Q: Bei der momentanen Form in der sich Vienna präsentiert scheint das aber sehr optimistisch?

A: „Schaun wir einmal – es ist ja nicht immer alles Gold was glänzt. Wir haben schon viel erlebt in den letzten 30 Jahren des österreichischen Basketballs. Wir werden bereit sein und können die Situation gut einschätzen – haben unsere Schlüsse bereits gezogen, und ziehen unser Ding durch, um dort zu stehen, wo wir hingehören. Die Wahrheit ist eine Tochter der Zeit und wir konzentrieren uns auf unsere Organisation.“

 

Q: Fakten bitte – was ist zu erwarten?

A: „Aus dem Future Team ist die Erwartung, dass jetzt Miro Zapf (nach Ableistung seines Grundwehrdienstes) und David Vötsch (nach seiner Verletzung) step by step den Weg in die Rotation finden. Unsere Erwartung ist, dass wir dann kompakt und tief genug werden, um gut wettbewerbsfähig zu sein. Elias Podany hat ja diesen Schritt bereits geschafft. Parallel sind wir natürlich am Denken, Planen und Konzipieren was die wichtigste Position im Basketball betrifft – es ist ja kein Geheimnis, dass unsere Spielmacherrolle seit geraumer Zeit (noch) nicht so besetzt ist wie man es für ein Spitzenteam braucht. Es ist sehr herausfordernd mit unseren budgetären Möglichkeiten einen aussergwöhnlichen point guard zu finden – unser Präsident Gernot Mach hat allerdings schön grünes Licht gegeben und ist gesprächsbereit, wenn wir genau wissen, was wir wollen. Wir zeihen da alle an einem Strang, unser Wirtschaftsbeirat ist immer gut involviert.“

 

Q: Inwieweit ist die Corona Situation jetzt noch ein Thema?
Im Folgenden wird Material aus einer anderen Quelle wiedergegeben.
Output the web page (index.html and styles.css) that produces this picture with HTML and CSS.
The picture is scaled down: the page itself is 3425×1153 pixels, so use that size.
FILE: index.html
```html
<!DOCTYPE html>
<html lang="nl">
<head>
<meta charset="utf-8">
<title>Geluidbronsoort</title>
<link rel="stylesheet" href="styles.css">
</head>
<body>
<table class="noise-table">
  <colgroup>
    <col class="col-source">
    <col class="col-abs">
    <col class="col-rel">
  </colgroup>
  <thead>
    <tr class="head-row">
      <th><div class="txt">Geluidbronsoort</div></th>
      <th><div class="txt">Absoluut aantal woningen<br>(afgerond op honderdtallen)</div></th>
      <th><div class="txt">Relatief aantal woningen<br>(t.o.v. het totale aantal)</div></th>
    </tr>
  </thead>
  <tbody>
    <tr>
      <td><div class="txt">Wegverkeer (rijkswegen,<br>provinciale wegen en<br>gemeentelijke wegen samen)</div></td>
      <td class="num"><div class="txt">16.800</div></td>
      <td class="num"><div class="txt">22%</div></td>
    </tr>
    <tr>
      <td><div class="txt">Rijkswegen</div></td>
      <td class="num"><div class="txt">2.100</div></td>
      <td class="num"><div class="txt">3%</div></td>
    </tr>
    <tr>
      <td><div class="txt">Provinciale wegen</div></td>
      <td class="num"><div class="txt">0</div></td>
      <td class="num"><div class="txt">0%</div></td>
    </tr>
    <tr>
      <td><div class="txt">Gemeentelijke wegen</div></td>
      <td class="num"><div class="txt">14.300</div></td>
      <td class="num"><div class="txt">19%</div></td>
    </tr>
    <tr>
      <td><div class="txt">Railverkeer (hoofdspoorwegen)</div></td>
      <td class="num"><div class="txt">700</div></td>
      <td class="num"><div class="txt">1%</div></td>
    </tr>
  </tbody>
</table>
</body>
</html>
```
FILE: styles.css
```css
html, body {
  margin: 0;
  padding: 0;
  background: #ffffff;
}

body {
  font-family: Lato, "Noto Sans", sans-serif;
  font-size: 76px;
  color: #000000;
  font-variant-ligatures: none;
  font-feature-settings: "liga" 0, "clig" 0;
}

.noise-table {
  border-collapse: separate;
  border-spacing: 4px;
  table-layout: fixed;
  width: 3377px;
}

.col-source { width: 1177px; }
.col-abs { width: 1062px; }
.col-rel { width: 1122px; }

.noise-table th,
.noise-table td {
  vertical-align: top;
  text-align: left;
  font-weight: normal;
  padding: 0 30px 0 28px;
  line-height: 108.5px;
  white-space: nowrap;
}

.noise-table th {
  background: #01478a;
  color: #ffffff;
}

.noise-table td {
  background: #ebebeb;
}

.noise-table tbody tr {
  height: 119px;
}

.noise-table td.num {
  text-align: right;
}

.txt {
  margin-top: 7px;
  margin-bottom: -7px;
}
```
A: „Das ist natürlich immer noch präsent, unser gesamtes Team ist durchgeimpft, die Liga behält zusätzlich die PCR Tests bei – wir tun was zu tun ist, aber es ist ermüdend! Wir kämpfen weiter mit und in dieser herausfordernden Situation – haben zeitgleich einen Riesenzuspruch im Nachwuchs und für unsere Projekte. Das kostet und gibt uns Kraft – klingt komisch, ist aber so!“

 

Danke für das informative und offene Gespräch.